Well I thought it would be easy to do these blogs each day, for 365 days. How wrong was I... work and life seems to get in the way, so to take the pressure off, I am just going to do what I can, when I can.
As I have missed a few days already, I flipped through my little book to see which daily act I preferred for today's post, and decided on the Jan 4th one:
"Memories can re-create special moments. Reach out to an old friend and reminisce about a time you both shared together." (Kindness Boomerang - Wahba, 2017)
With this act comes the following quote:
"The best and most beautiful things in the world cannot be seen or even touched - they must be felt with the heart" Helen Keller
It seems quite fitting to post this today, as I mentioned already that time goes by, and life got in the way of me blogging.
The author writes in her reflection that one or the reasons we fear reaching out to people we have not spoken to in a while is because "Life gets busy on all ends" (Wahba, 2017).

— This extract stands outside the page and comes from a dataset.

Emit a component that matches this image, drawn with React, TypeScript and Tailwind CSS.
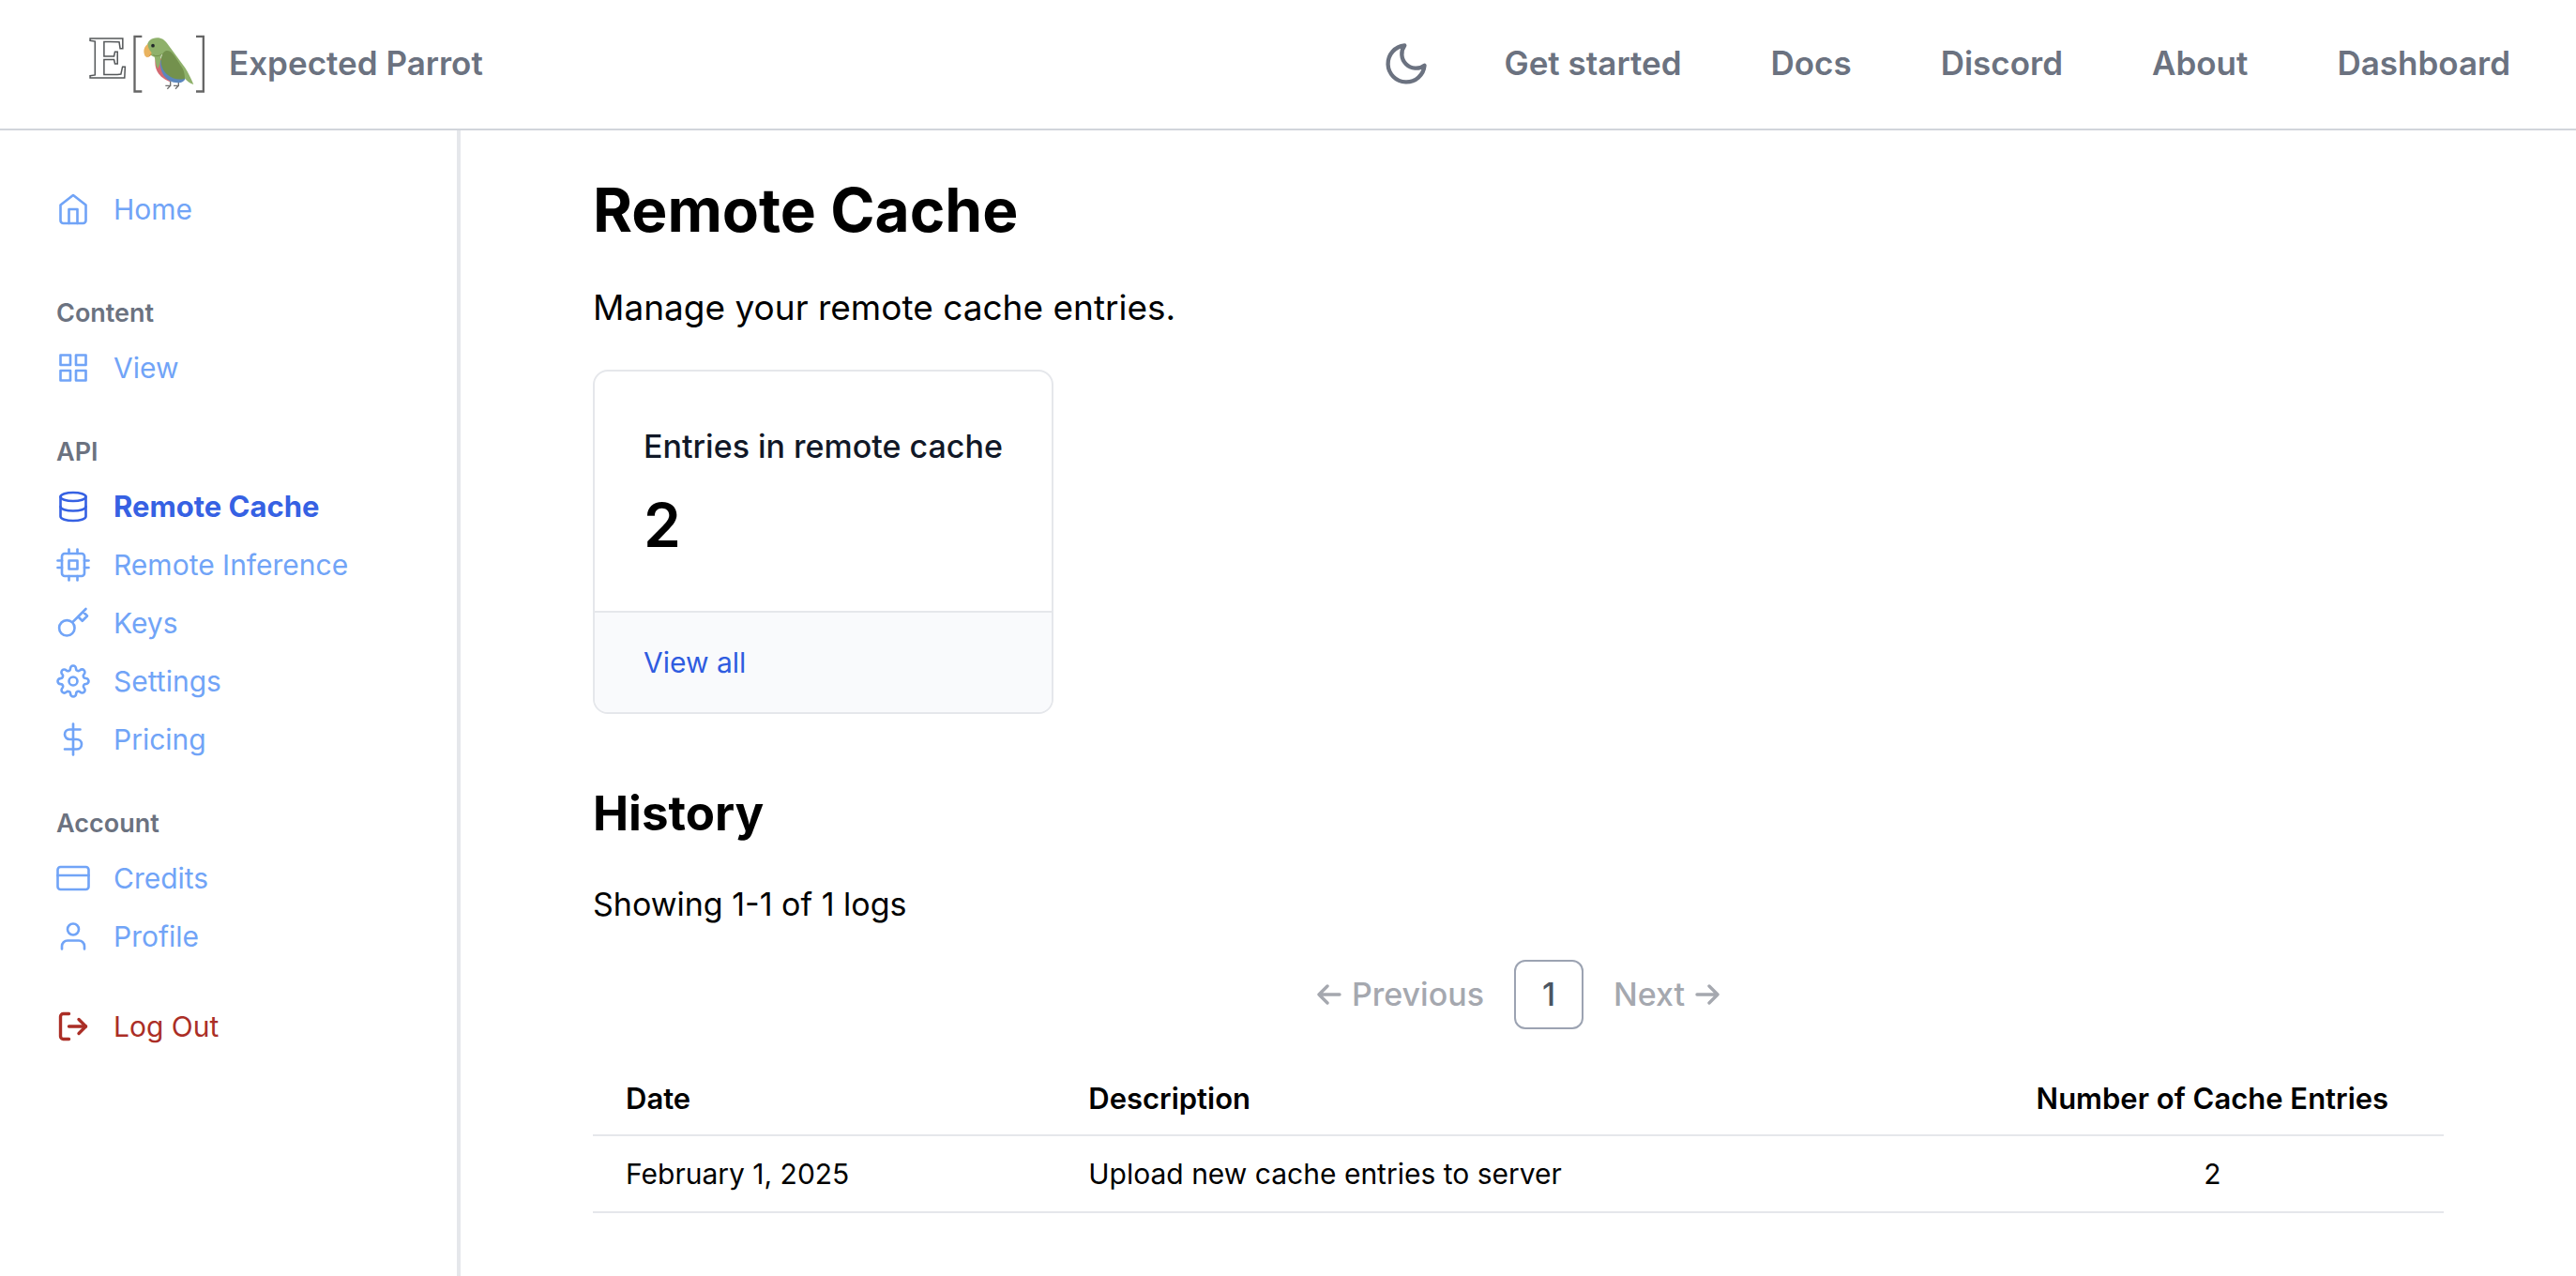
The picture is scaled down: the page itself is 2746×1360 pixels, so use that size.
import type { ReactNode } from "react";
import type { IconType } from "react-icons";
import {
  FiCpu,
  FiCreditCard,
  FiDatabase,
  FiDollarSign,
  FiGrid,
  FiHome,
  FiKey,
  FiLogOut,
  FiMoon,
  FiSettings,
  FiUser,
} from "react-icons/fi";

function Logo() {
  return (
    <svg viewBox="45 50 372 186" className="h-[62px] w-[124px] shrink-0 overflow-visible" aria-hidden="true">
      <text
        x="45"
        y="187"
        fontSize="187"
        fill="#ffffff"
        stroke="#55585a"
        strokeWidth="4.500"
        fontFamily="'Liberation Serif', serif"
      >
        E
      </text>
      <g fill="none" stroke="#666666" strokeWidth="7">
        <path d="M214 55.500H190.500V231.500H214" />
        <path d="M387 55.500H410.500V231.500H387" />
      </g>
      <g fill="none" stroke="#6f6f6f" strokeWidth="4">
        <path d="M305 198V213H289M305 213L295 223" />
        <path d="M331 198V213H315M331 213L321 223" />
      </g>
      <path d="M258 120C252 150 258 182 302 200L318 190L280 128Z" fill="#d36a72" />
      <path d="M272 132C270 165 286 204 330 204C342 204 350 198 353 190L300 130Z" fill="#5b86bd" />
      <path
        d="M230 92C229 72 244 60 262 60C278 60 286 67 294 77L352 156C362 172 371 190 379 209C368 207 358 198 350 188L276 112C273 132 272 148 264 158C257 146 258 132 254 121C243 118 231 108 230 92Z"
        fill="#8fb16b"
      />
      <path
        d="M275 134C275 115 283 102 293 101C304 100 312 108 319 119L344 158C349 168 351 180 351 190C336 196 312 192 298 180C282 167 275 152 275 134Z"
        fill="#73914d"
      />
      <path d="M250 115C258 120 270 119 277 112" fill="none" stroke="#73914d" strokeWidth="3" />
      <path d="M233 80C222 86 217 100 222 114C224 122 232 125 235 120C237 113 247 112 244 106C237 98 233 92 233 80Z" fill="#e9b35f" />
      <path d="M232 123C236 119 238 111 245 110C245 115 238 121 232 123Z" fill="#d9913f" />
      <circle cx="249" cy="85" r="5.500" fill="#22282b" />
    </svg>
  );
}

const navLinks = ["Get started", "Docs", "Discord", "About", "Dashboard"];

function Header() {
  return (
    <header className="flex items-center justify-between border-b-2 border-[#d1d5db] pt-9 pr-[70px] pb-[38px] pl-[95px] text-[35px] leading-[63px] font-semibold text-[#6b7280]">
      <a href="#home" className="flex items-center gap-[25px]">
        <Logo />
        <span>Expected Parrot</span>
      </a>
      <div className="flex items-center gap-[78px]">
        <button type="button" aria-label="Toggle dark mode">
          <FiMoon className="size-[52px]" />
        </button>
        <nav className="flex items-center gap-[95px]">
          {navLinks.map((label) => (
            <a key={label} href="#nav">
              {label}
            </a>
          ))}
        </nav>
      </div>
    </header>
  );
}

function SideLink({ icon: Icon, label, active = false }: { icon: IconType; label: string; active?: boolean }) {
  return (
    <li>
      <a
        href="#section"
        aria-current={active ? "page" : undefined}
        className={
          active
            ? "flex h-[62px] items-center gap-[25px] text-[31px] font-bold text-[#3661e3]"
            : "flex h-[62px] items-center gap-[25px] text-[30px] text-[#71a4f7]"
        }
      >
        <Icon className="size-9 shrink-0" strokeWidth={1.75} />
        {label}
      </a>
    </li>
  );
}

function SideGroup({ title, children }: { title: string; children: ReactNode }) {
  return (
    <section>
      <h2 className="mb-[9px] text-[27px] leading-9 font-semibold text-[#6b7280]">{title}</h2>
      <ul>{children}</ul>
    </section>
  );
}

function Sidebar() {
  return (
    <aside className="w-[491px] shrink-0 border-r-4 border-[#e5e7eb] pt-[53px] pr-8 pl-[60px]">
      <ul>
        <SideLink icon={FiHome} label="Home" />
      </ul>
      <div className="mt-[62px] flex flex-col gap-[41px]">
        <SideGroup title="Content">
          <SideLink icon={FiGrid} label="View" />
        </SideGroup>
        <SideGroup title="API">
          <SideLink icon={FiDatabase} label="Remote Cache" active />
          <SideLink icon={FiCpu} label="Remote Inference" />
          <SideLink icon={FiKey} label="Keys" />
          <SideLink icon={FiSettings} label="Settings" />
          <SideLink icon={FiDollarSign} label="Pricing" />
        </SideGroup>
        <SideGroup title="Account">
          <SideLink icon={FiCreditCard} label="Credits" />
          <SideLink icon={FiUser} label="Profile" />
        </SideGroup>
      </div>
      <button type="button" className="mt-[34px] flex h-[62px] items-center gap-[25px] text-[30px] text-[#ab2e26]">
        <FiLogOut className="size-9 shrink-0" strokeWidth={2.25} />
        Log Out
      </button>
    </aside>
  );
}

function Arrow({ flip = false }: { flip?: boolean }) {
  return (
    <svg
      viewBox="0 0 26 22"
      className={flip ? "h-[22px] w-[26px] -scale-x-100" : "h-[22px] w-[26px]"}
      fill="none"
      stroke="currentColor"
      strokeWidth="3.400"
      strokeLinecap="round"
      strokeLinejoin="round"
      aria-hidden="true"
    >
      <path d="M11 2L2 11L11 20M2 11H24" />
    </svg>
  );
}

function Pagination() {
  return (
    <nav
      aria-label="Pagination"
      className="mt-[35px] flex items-center justify-center gap-8 text-[34px] leading-[50px] font-medium text-[#a5a8af]"
    >
      <button type="button" disabled className="flex items-center gap-[11px]">
        <Arrow />
        Previous
      </button>
      <button
        type="button"
        aria-current="page"
        className="w-[74px] rounded-xl border-2 border-[#9ca3b2] py-[10px] text-center text-[#4b5563]"
      >
        1
      </button>
      <button type="button" disabled className="flex items-center gap-[11px]">
        Next
        <Arrow flip />
      </button>
    </nav>
  );
}

function HistoryTable() {
  return (
    <table className="mt-9 w-full table-fixed border-collapse text-[30px] leading-[44px]">
      <colgroup>
        <col className="w-1/4" />
        <col className="w-1/2" />
        <col className="w-1/4" />
      </colgroup>
      <thead>
        <tr className="border-b-2 border-[#e5e7eb] text-left text-[31px]">
          <th scope="col" className="px-[35px] py-4 font-semibold">Date</th>
          <th scope="col" className="px-[35px] py-4 font-semibold">Description</th>
          <th scope="col" className="py-4 text-center font-semibold">Number of Cache Entries</th>
        </tr>
      </thead>
      <tbody>
        <tr className="border-b-2 border-[#e5e7eb]">
          <td className="px-[35px] py-[18px]">February 1, 2025</td>
          <td className="px-[35px] py-[18px]">Upload new cache entries to server</td>
          <td className="py-[18px] text-center">2</td>
        </tr>
      </tbody>
    </table>
  );
}

export default function App() {
  return (
    <div className="flex min-h-screen flex-col bg-white font-['Inter',sans-serif] text-black">
      <Header />
      <div className="flex flex-1">
        <Sidebar />
        <main className="min-w-0 flex-1 px-[141px] pt-[45px] pb-16">
          <h1 className="text-[64px] leading-[80px] font-bold">Remote Cache</h1>
          <p className="mt-9 text-[37px] leading-[56px]">Manage your remote cache entries.</p>
          <section className="mt-[38px] w-fit overflow-hidden rounded-2xl border-2 border-[#e5e7eb]">
            <div className="px-[52px] pt-14 pb-[55px]">
              <h2 className="text-[34px] leading-[48px] font-medium text-[#111827]">Entries in remote cache</h2>
              <p className="mt-6 text-[64px] leading-[72px] font-semibold">2</p>
            </div>
            <div className="border-t-2 border-[#e5e7eb] bg-[#f9fafc] px-[52px] py-[29px] text-[30px] leading-[48px]">
              <a href="#entries" className="text-[#2f5ce0]">View all</a>
            </div>
          </section>
          <h2 className="mt-[74px] text-[51px] leading-[64px] font-bold">History</h2>
          <p className="mt-[41px] text-[34px] leading-[48px]">Showing 1-1 of 1 logs</p>
          <Pagination />
          <HistoryTable />
        </main>
      </div>
    </div>
  );
}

Our feelings can prevent us from getting back in touch with someone that we have disconnected from.
Is it easier for us to lay blame and make excuses as to why, rather than to swallow our pride and make the first move?
Sometimes it takes a serious life event to wake us up to the fact that we are all really here for just a very short time, and holding on to feelings of anger towards someone is only going to hurt us, not them.

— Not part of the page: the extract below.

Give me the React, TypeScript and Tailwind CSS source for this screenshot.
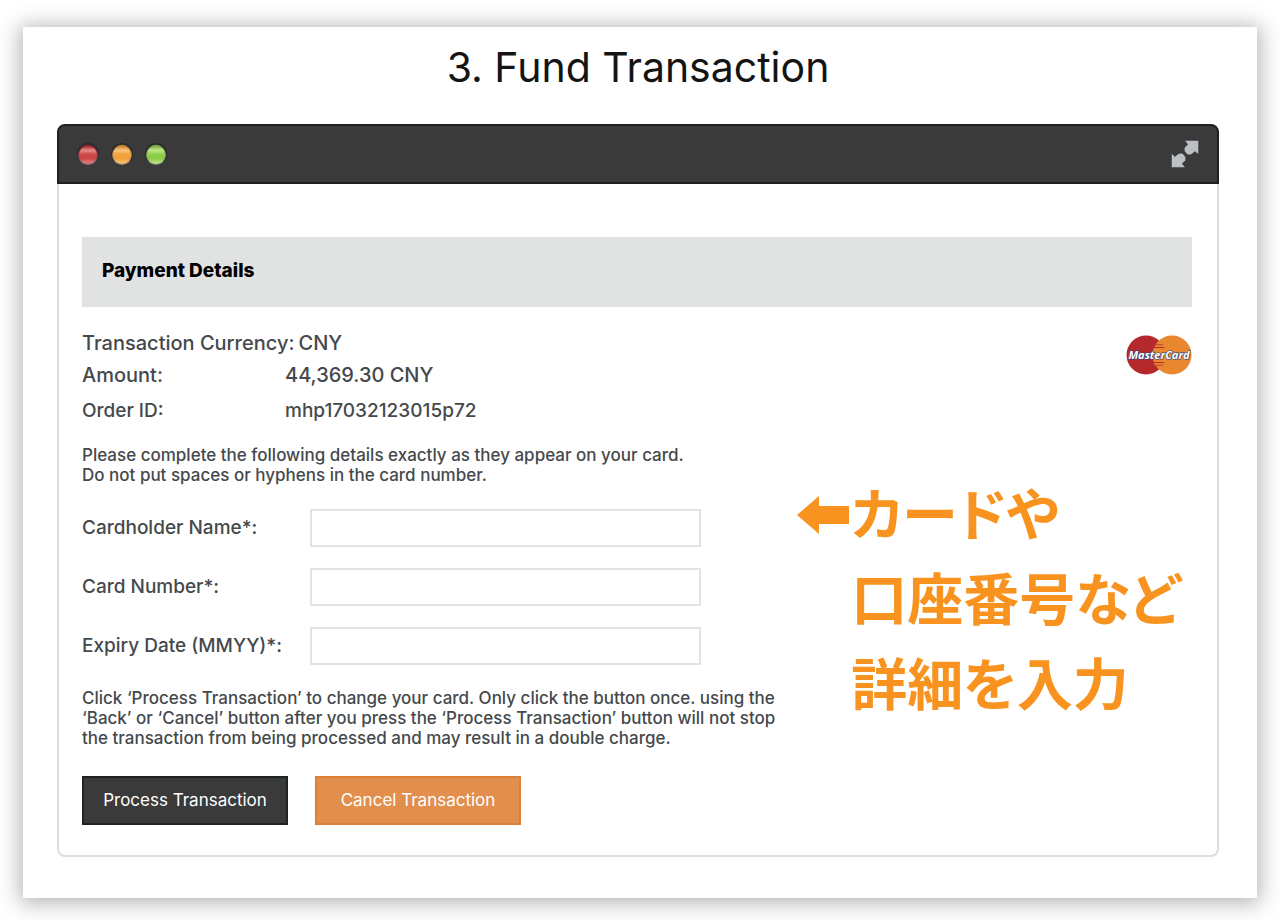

This is true for me, anyhow. After loosing my mum in 2016, I started a new part of my journey, which is really gonna take a while as I am discovering how very fucked up I am right now. Anyway, in 2016 I contacted my step-mother for the first time in 15 years, and finally, in November 2017 we chatted for a long time on f/b messenger, and I finally told her why I had not been in touch all these years, and why I had been so angry with her. Not surprisingly, I felt so much better once I had got that off my chest. All these years, I had been so very angry with her, without her knowing, and it had not (to my knowledge) affected her at all, only me.
Another reason the author thinks we might fear reaching out, is the fear that the memories we hold dear, may not be thought of in the same light with the person who shared them with us. What if that person you considered to be your best friend growing up, considers someone else to have been their best friend?
Is the 'best friend' club so inclusive? Can we not have more than one best friend?
It might be awkward for sure, to reconnect with someone, especially if that person you considered to be your best friend was of the opposite sex, and is now married. Hopefully a supportive spouse can understand a childhood friendship between boy and girl is just that, and reconnecting with that friend later on does not impose a threat to the marriage.
One fond childhood memory that comes to mind right now, is from primary school sports day. For some reason I did not have running shoes and so I borrowed some from one of my friends. He was a good runner, very fast... I felt like his shoes were a lucky charm for me, and I won my race! Happy days. That time at Kingsleigh Primary School were my happiest school days and although I do not recall to many memories, the ones I do, I cherish.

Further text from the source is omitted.